Tash points to a quote by Nelson Poynter about why he established his company's quirky leadership model: "I've never met my great-grandchildren, and I might not like them." Poynter believed a newspaper should be led by one person, not a committee. And he wasn't sure he trusted anyone in his family to do it.

Before he died in 1978, Poynter created what is now called the Poynter Institute, handed his shares in the company to the school and established the "one person, one choice" succession system. He chose Eugene Patterson as his replacement. Patterson announced Barnes would succeed him in 1984, handing over the job in 1988.

Barnes believes in the system. "If you look at corporate America, this is a choice often made by people who are under the gun, who can't set real tests and figure out how people handle themselves," he says. "And, in many cases, they don't know what the job is."

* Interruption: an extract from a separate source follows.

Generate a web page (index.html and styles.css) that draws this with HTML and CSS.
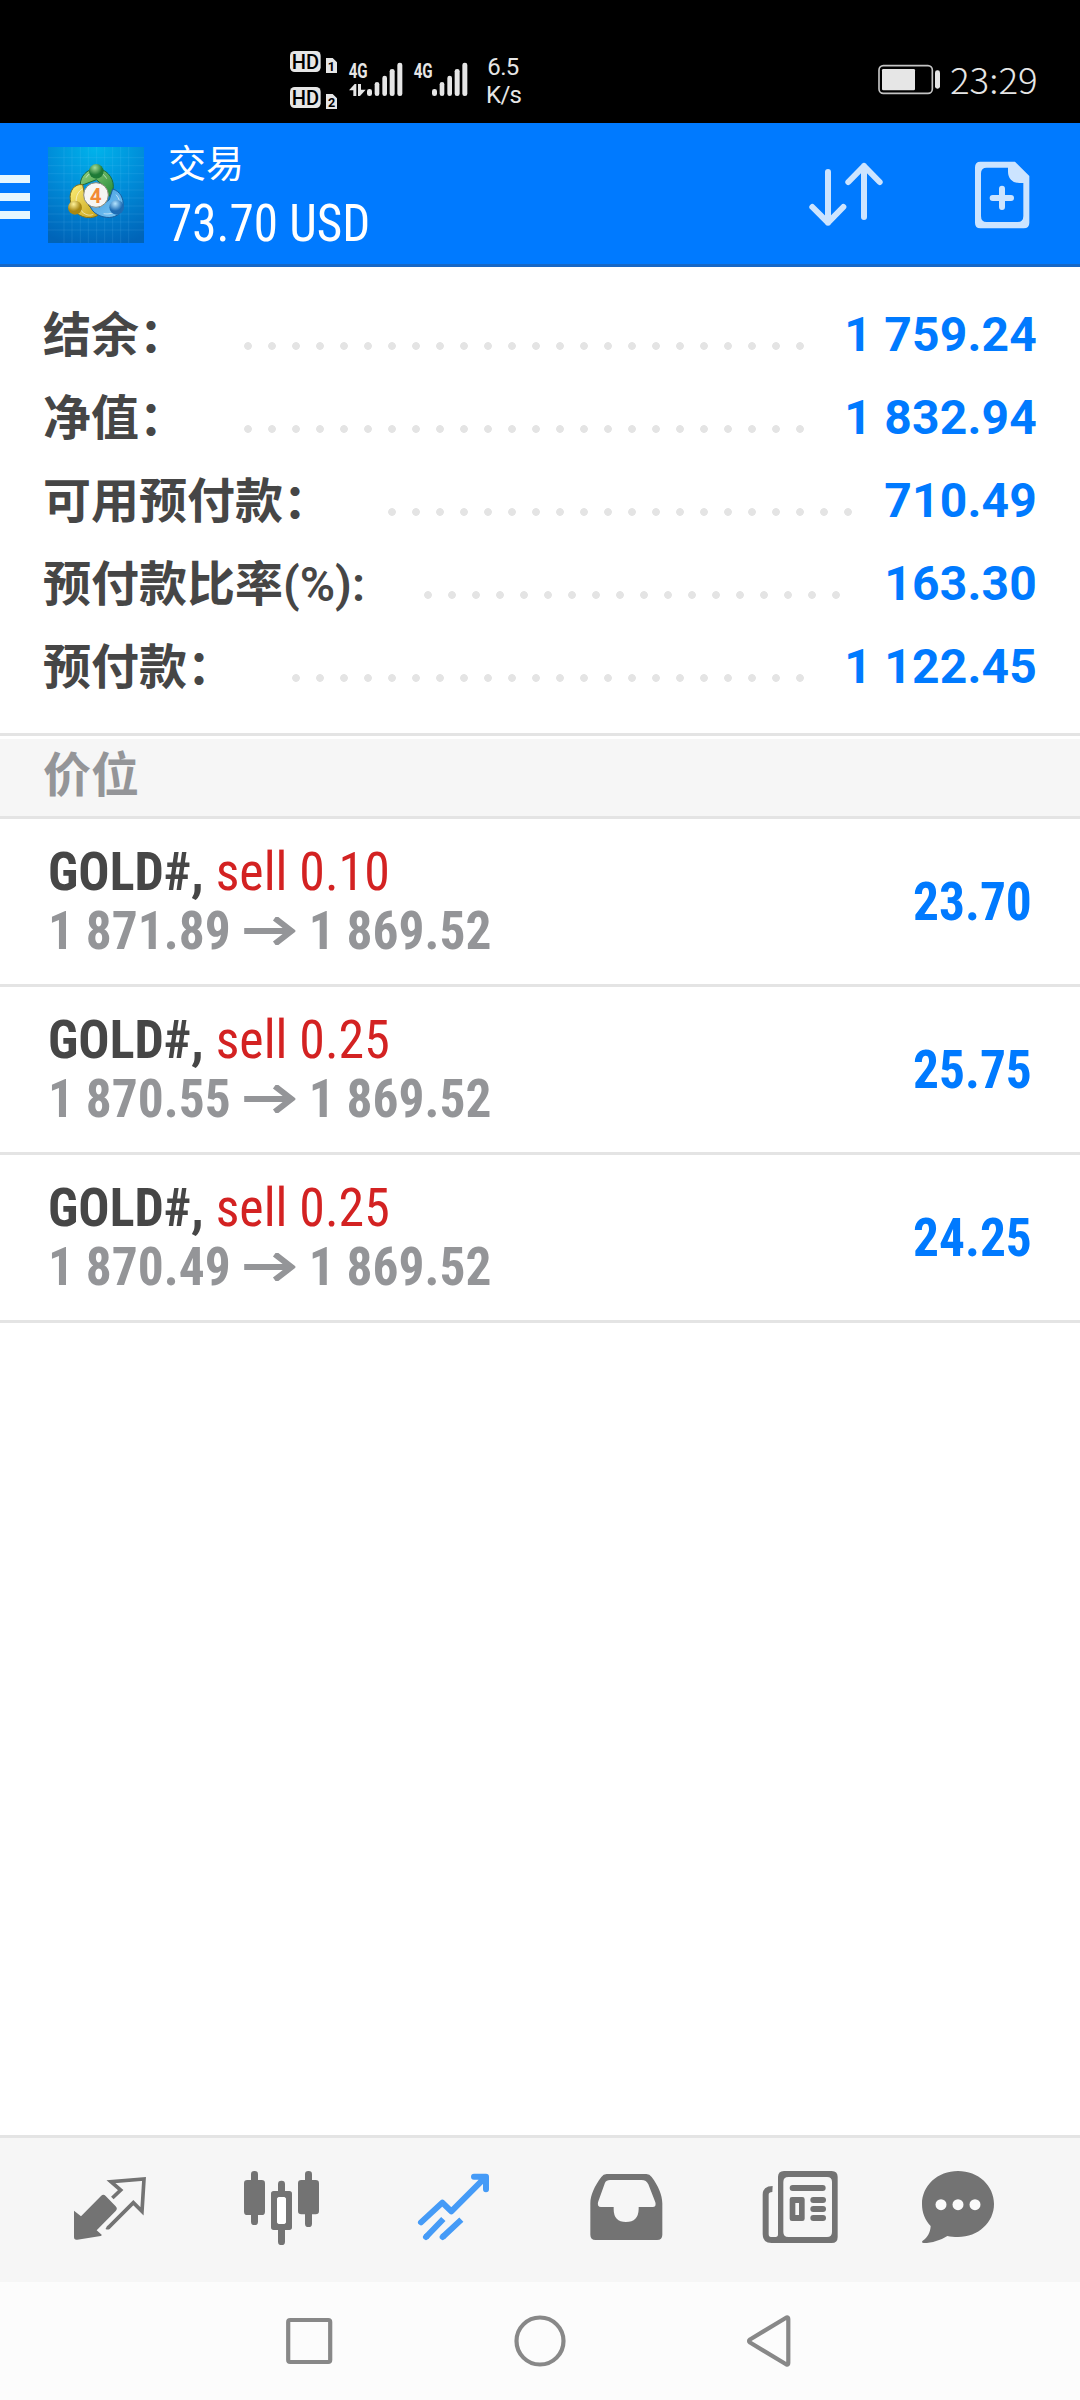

Barnes started his journalism career at the Providence Journal, later moving to the Washington Post, where he spent eight years. He joined the St. Pete Times in 1973 as assistant managing editor and metropolitan editor. He became managing editor in 1976.

Tash joined the St. Pete Times in 1978 as a reporter. He's been city editor, metropolitan editor and Washington bureau chief. From 1990 to 1991, he edited and published Florida Trend, a business magazine owned by the Times Publishing Co. He was named executive editor of the Times in 1992, deputy chairman in 1997 and editor and president in 2000.

Of course, there's always the off-chance that the "chosen one" doesn't measure up. Poynter's lawyer apparently thought of that when setting up the system.

According to Barnes: "He said, 'But Nelson, what if one of these guys decides to sell the company and get real rich?' And Poynter allegedly said, 'Well, Hank, you gotta trust someone.' This is a question of finding someone you trust and trusting them."

Tash says he's ready for the job and already preparing for the time when he'll be doing the choosing.

"As of May 16, I have to have somebody in case, to use a metaphor, I get hit by a bus," Tash says. "It was sort of a party game around here, whose name is in the box--the safe deposit box. Maybe it will be again."